Failure to Pay. If you receive a DMV notice of suspension for failure to pay a ticket after appearing in court and promising to pay a fine, but you have a recognized reason for nonpayment within the allowed time, such as military service, incarceration, hospitalization, or death of a family member, then the collections department may lift its license hold if you can pay a satisfactory amount and arrange payments for the remaining owed. If you have a compelling reason not listed above, for example homelessness or drug addiction, then you may wish to consider writing a letter to the judge as described below, to ask for the same arrangements. You should consult with a local Sonoma County DUI attorney about your specific situations.

If you are suspended for failure to pay after appearing in court, and you are able to afford the original bail amount of the tickets, then you may wish to consider paying that amount at the Santa Rosa courthouse and petitioning the Sonoma County Traffic Court to waive the late penalty fees on any remaining totals pursuant to Sonoma County's Local Rule 8.12. This approach typically works best when you have a recognized valid reason for nonpayment within the allowed time, such as military service, incarceration, hospitalization, or death of a family member.
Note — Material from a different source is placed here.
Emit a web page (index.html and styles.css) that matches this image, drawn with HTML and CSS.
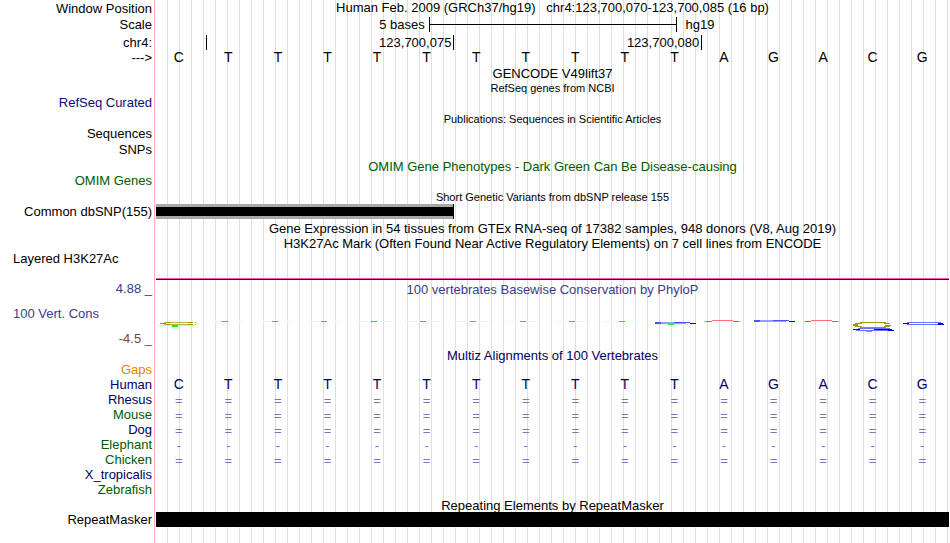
FILE: index.html
```
<!DOCTYPE html>
<html lang="en">
<head>
	<meta charset="UTF-8">
	<meta content="width=device-width, initial-scale=1.0" name="viewport">
	<title>hg19 chr4:123,700,070-123,700,085</title>
	<link rel="stylesheet" href="styles.css">
</head>
<body>
<main class="browser">
	<div class="row position"><div class="label">Window Position</div><div class="title">Human Feb. 2009 (GRCh37/hg19) &nbsp; chr4:123,700,070-123,700,085 (16 bp)</div></div>
	<div class="row scale">
		<div class="label">Scale</div>
		<div class="bases">
			<span class="scaleText">5 bases</span><span class="scaleBar"></span><span class="assembly">hg19</span>
		</div>
	</div>
	<div class="row ruler">
		<div class="label">chr4:</div>
		<div class="bases"><span class="tick first"></span><span class="tick">123,700,075</span><span class="tick">123,700,080</span></div>
	</div>
	<div class="row">
		<div class="label">---&gt;</div>
		<div class="bases seq letters" data-seq="CTTTTTTTTTTAGACG"></div>
	</div>
	<div class="row tall"><div class="title">GENCODE V49lift37</div></div>
	<div class="row short"><div class="title small">RefSeq genes from NCBI</div></div>
	<div class="row"><div class="label blue">RefSeq Curated</div></div>
	<div class="row tall"><div class="title small low">Publications: Sequences in Scientific Articles</div></div>
	<div class="row"><div class="label">Sequences</div></div>
	<div class="row snps"><div class="label">SNPs</div></div>
	<div class="row"><div class="title green low">OMIM Gene Phenotypes - Dark Green Can Be Disease-causing</div></div>
	<div class="row"><div class="label green">OMIM Genes</div></div>
	<div class="row tall"><div class="title small low">Short Genetic Variants from dbSNP release 155</div></div>
	<div class="row"><div class="label">Common dbSNP(155)</div><div class="bases"><span class="variant"></span></div></div>
	<div class="row spaced"><div class="title">Gene Expression in 54 tissues from GTEx RNA-seq of 17382 samples, 948 donors (V8, Aug 2019)</div></div>
	<div class="row"><div class="title">H3K27Ac Mark (Often Found Near Active Regulatory Elements) on 7 cell lines from ENCODE</div></div>
	<div class="row signal"><div class="label left">Layered H3K27Ac</div><div class="baseline"></div></div>
	<div class="row cons">
		<div class="label consLabel">
			<span class="max">4.88 _</span>
			<span class="name">100 Vert. Cons</span>
			<span class="min">-4.5 _</span>
		</div>
		<div class="consTrack">
			<div class="title violet">100 vertebrates Basewise Conservation by PhyloP</div>
			<svg class="logo" viewBox="0 0 793 24" preserveAspectRatio="none" shape-rendering="crispEdges">
				<!-- position 1 -->
				<g fill="none" stroke="#a09a00">
					<path d="M8 6.5H37M8 8.5H37" stroke="#b8b450"/>
					<path d="M4 7.5H10M10 6.5H14M32 6.5H37M10 8.5H14M32 8.5H37"/>
					<path d="M38 6.5H41M38 8.5H41" stroke="#dedca0"/>
				</g>
				<path d="M2 9.5H38" stroke="#c8f8c8"/>
				<path d="M16 9h6v2h-6z" fill="#0f0"/>
				<!-- positions 2-10 -->
				<g id="weak"></g>
				<!-- position 11 -->
				<path d="M505 6.5H534M505 7.5H530" stroke="#9a9aff"/>
				<path d="M499 6.5H505M499 7.5H505M518 6.5H534" stroke="#5050f8"/>
				<path d="M534 7.5H540" stroke="#00c"/>
				<path d="M499 8.5H536" stroke="#d8fad8"/>
				<path d="M512 8.5H518" stroke="#0f0"/>
				<!-- positions 12-14 -->
				<g id="a1">
					<path d="M548 5.5H553M580 5.5H585" stroke="#ffc0c0"/>
					<path d="M550 5.5H556M577 5.5H583" stroke="#f44"/>
					<path d="M556 4.5H577" stroke="#ff7070"/>
				</g>
				<use href="#a1" x="99"/>
				<path d="M598 4.5H633M598 5.5H630" stroke="#9a9aff"/>
				<path d="M598 4.5H604M598 5.5H604M617 4.5H633" stroke="#5050f8"/>
				<path d="M633 5.5H639" stroke="#00c"/>
				<!-- position 15 -->
				<path d="M704 6.5H730M704 11.5H730" stroke="#a09a00"/>
				<path d="M699 7.5H706M728 7.5H734M699 10.5H706M728 10.5H734M697 8.5H702M697 9.5H702M729 9.5H735" stroke="#a09a00"/>
				<path d="M702 12.5H734M700 14.5H736" stroke="#7070ff"/>
				<path d="M697 13.5H704M718 13.5H736M732 14.5H738" stroke="#0000e0"/>
				<path d="M710 15.5H716" stroke="#0f0"/>
				<!-- position 16 -->
				<path d="M751 6.5H785M751 8.5H788" stroke="#7070ff"/>
				<path d="M747 7.5H753M782 7.5H787M782 8.5H788" stroke="#0000e0"/>
			</svg>
		</div>
	</div>
	<div class="row"><div class="title navy">Multiz Alignments of 100 Vertebrates</div></div>
	<div class="align">
		<div class="row"><div class="label orange">Gaps</div></div>
		<div class="row"><div class="label navy">Human</div><div class="bases seq letters navy" data-seq="CTTTTTTTTTTAGACG"></div></div>
		<div class="row"><div class="label navy">Rhesus</div><div class="bases seq gap" data-seq="================"></div></div>
		<div class="row"><div class="label green">Mouse</div><div class="bases seq gap" data-seq="================"></div></div>
		<div class="row"><div class="label navy">Dog</div><div class="bases seq gap" data-seq="================"></div></div>
		<div class="row"><div class="label green">Elephant</div><div class="bases seq gap" data-seq="----------------"></div></div>
		<div class="row"><div class="label green">Chicken</div><div class="bases seq gap" data-seq="================"></div></div>
		<div class="row"><div class="label navy">X_tropicalis</div></div>
		<div class="row"><div class="label green">Zebrafish</div></div>
	</div>
	<div class="row"><div class="title low">Repeating Elements by RepeatMasker</div></div>
	<div class="row"><div class="label">RepeatMasker</div><div class="repeat"></div></div>
</main>
<script src="tracks.js"></script>
</body>
</html>
```
FILE: styles.css
```
* {
	box-sizing: border-box;
}
body {
	margin: 0;
	background: #fff;
	color: #000;
	font-family: "Liberation Sans", Arial, Helvetica, sans-serif;
	font-size: 13px;
	line-height: 15px;
}
/* label column, red divider, then a guide line every 12px */
.browser {
	min-height: 100vh;
	padding-right: 1px;
	background:
		linear-gradient(#ffb4b4, #ffb4b4) 154px 0 / 1px 100% no-repeat,
		linear-gradient(#fff, #fff) 0 0 / 160px 100% no-repeat,
		linear-gradient(to right, #dcdcf8 1px, transparent 1px) 167px 0 / 12px 100%;
}
.row {
	display: grid;
	grid-template-columns: 156px 1fr;
	align-items: center;
	height: 15px;
	white-space: nowrap;
}
.label {
	grid-column: 1;
	padding-right: 4px;
	text-align: right;
}
.label.left {
	padding-left: 13px;
	text-align: left;
}
.title {
	grid-column: 2;
	text-align: center;
}
.small {
	font-size: 11px;
}
.low, .gap {
	height: 15px;
	line-height: 17px;
}
.tall, .position, .ruler {
	height: 16px;
}
.position .title {
	align-self: start;
}
.short {
	height: 14px;
}
.snps {
	height: 17px;
}
.spaced {
	margin-top: 2px;
}
.blue {
	color: #0c0c78;
}
.navy {
	color: #000064;
}
.green {
	color: #005a00;
}
.violet {
	color: #3c3c8c;
}
.orange {
	color: #e68200;
}
.bases {
	display: grid;
	grid-template-columns: repeat(16, 1fr);
	align-items: center;
}
/* scale and ruler */
.scale {
	height: 17px;
}
.scale .bases {
	display: flex;
}
.scaleText {
	width: 34.4%;
	padding-right: 4px;
	text-align: right;
}
.scaleBar {
	width: 31.25%;
	height: 15px;
	border: solid #000;
	border-width: 0 1px;
	background: linear-gradient(#000, #000) 0 7px / 100% 1px no-repeat;
}
.assembly {
	padding-left: 9px;
}
.ruler {
	margin-top: 1px;
}
.ruler .bases {
	margin-left: 1px;
	margin-right: -1px;
}
.tick {
	grid-column: span 5;
	height: 15px;
	padding-right: 2px;
	border-right: 1px solid #000;
	text-align: right;
}
.tick.first {
	grid-column: span 1;
}
.seq span {
	padding-right: 4px;
	text-align: center;
}
.letters {
	font-size: 14px;
}
.gap {
	color: #7878b4;
}
/* items */
.variant {
	grid-column: span 6;
	height: 15px;
	border: solid #a8a8a8;
	border-width: 3px 0;
	background: #000;
	box-shadow: 1px 0 #000;
}
.repeat {
	height: 15px;
	background: #000;
}
.signal {
	height: 29px;
	align-items: start;
}
.baseline {
	align-self: end;
	height: 2px;
	border-top: 1px solid #ff50c8;
	background: #3c003c;
}
.cons {
	height: 68px;
	align-items: stretch;
}
.consLabel {
	display: flex;
	flex-direction: column;
	justify-content: space-between;
	padding-top: 1px;
	padding-bottom: 2px;
	color: #3c3c8c;
}
.consLabel .name {
	padding-left: 13px;
	text-align: left;
}
.consLabel .min {
	color: #8c3c3c;
}
.consTrack {
	padding-top: 2px;
}
.logo {
	display: block;
	width: 100%;
	height: 24px;
	margin-top: 19px;
}
.align {
	margin-top: -1px;
}
```
FILE: tracks.js
```
document.querySelectorAll('.seq').forEach(row => {
	row.innerHTML = [...row.dataset.seq].map(c => `<span>${c}</span>`).join('');
});

// near-zero scores: a thin green stroke under each T
let strokes = '';
for (let i = 0; i < 9; i++) {
	const x = 51 + Math.round(i * 49.6);
	strokes += `<path d="M${x} 5.5h36" stroke="#e8fae8"/><path d="M${x + 15} 5.5h6" stroke="#0e0"/>`;
}
document.getElementById('weak').innerHTML = strokes;
```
Any compelling hardship reasons should be included in such a petition to the Sonoma court, including economic and family hardship.

Click here to see an example of such a court request with the Sonoma County Petition and the Napa County Petition to dismiss accumulated late fees and penalties.

Letter to the Judge. You may wish to write a letter to the Sonoma County traffic court judge in Santa Rosa to ask for leniency due to extraordinary circumstances which prevented you from appearing or paying in a timely fashion. A succinct, well-written letter which acknowledges responsibility and presents compelling reasons for nonpayment and offers an affordable payment plan may accomplish the reduction of a substantial amount of your accumulated total or even dismissal of tickets and release of your license.

You may obtain contact information on this site for the Sonoma County courts and the traffic, fines and collection departments in Santa Rosa by clicking here on Sonoma County Traffic Court, or click here to get specific collections answers to Frequently Asked Collections Questions.

Failure to Pay Judgement in Traffic or Accident-Related Lawsuit

A related "failure to pay" suspension involves a driver license suspension for someone who failed to pay a judgement awarded by a court in an action described in Vehicle Code sections 16370-16381. Typically, a judgement creditor (presumably the person or entity whom you owe money) submits a Form DL30 to DMV swearing to certain facts about the judgement debt. Click here to see an example of an "Order of Suspension" describing the DMV action, the judgement and certain options. You can explore obtaining payments on a judgement as described in section 16379 to get rid of the suspension, or explore obtaining a restricted license as described in section 16072 to alleviate the hardship of a suspension.